Wenn die Behörden die Ärzte und Krankenhäuser, die die Medikamente verabreicht haben, informiert hätten, dann sei es auch deren Aufgabe, ihre Patienten zu informieren, betont Laumann – doch anscheinend war dies sehr oft nicht der Fall. „Ich finde, das ist für einen Behandler schlicht die Pflicht, dieses zu tun“, erklärte der CDU-Politiker.

Doch laut den Medien erklärten einige betroffene Ärzte, selbst nicht ausreichend informiert worden zu sein. Außerdem hätten sie nicht proaktiv auf womöglich betroffene Patienten zugehen wollen, um sie nicht zu sehr zu verunsichern.

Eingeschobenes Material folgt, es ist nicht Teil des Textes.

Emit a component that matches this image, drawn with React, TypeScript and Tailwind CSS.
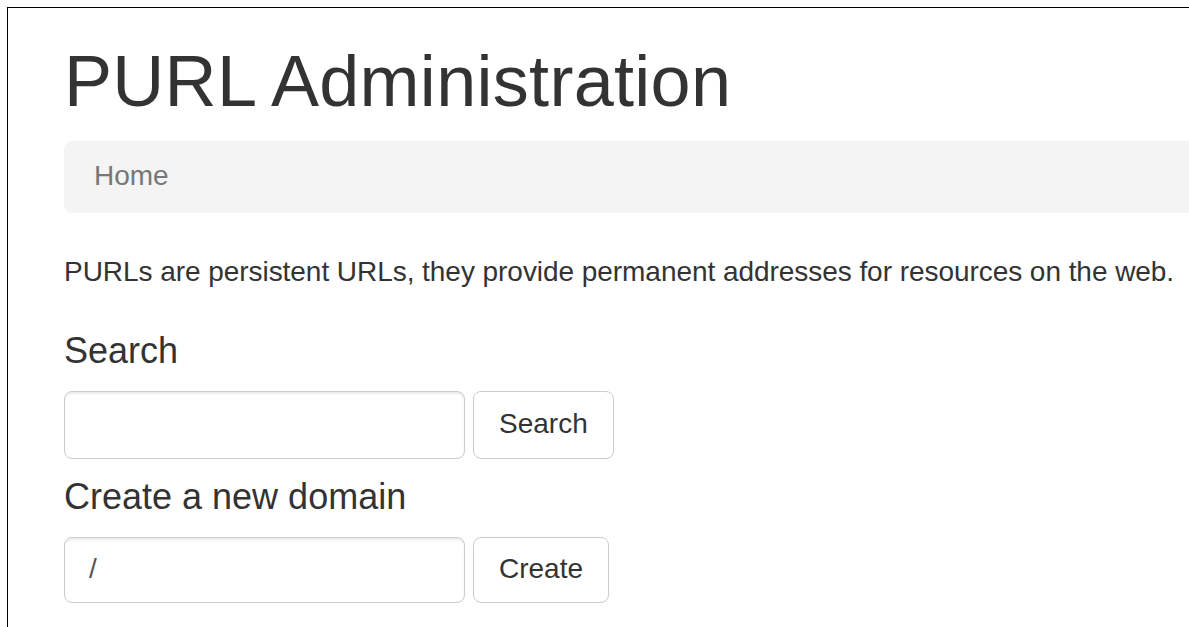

Früherer Mitarbeiter zeigt sich entsetzt

Martin Porwoll, früherer kaufmännischer Leiter der Bottroper Zyto-Apotheke und Whistleblower in dem Fall, zeigte sich entsetzt über die Informationspolitik der Behörden. „Da habe ich mir sicherlich mehr vorgestellt“, erklärte er. „Ich habe das Ganze natürlich gemacht, um Patienten zu helfen. Und nun höre ich, dass es noch immer Betroffene gibt, die nicht wissen, dass sie betroffen sind.“

Um vor Ort zu recherchieren, mit Betroffenen in Kontakt zu kommen und diese zu unterstützen, hat das Recherchenetzwerk Correctiv diese Woche in nächster Nähe zur Apotheke des Bottroper Zyto-Apotheker ein Büro eröffnet, in dem die Redaktion vorübergehend arbeitet. Die Räumlichkeiten sollen eine Facebook-Gruppe zum Fälschungs-Fall ergänzen: Betroffene können sich bei Veranstaltungen gegenseitig kennenlernen, gleichzeitig bietet Correctiv Rechtsberatungen an – so von einer Medizinrechtsanwältin, die bereits mehrere Angehörige von verstorbenen Krebspatienten des Zyto-Apothekers vertritt. Der Leiter der Onkologie am Gemeinschaftskrankenhaus Witten/Herdecke wird darüber hinaus zu medizinischen Fragen Stellung nehmen.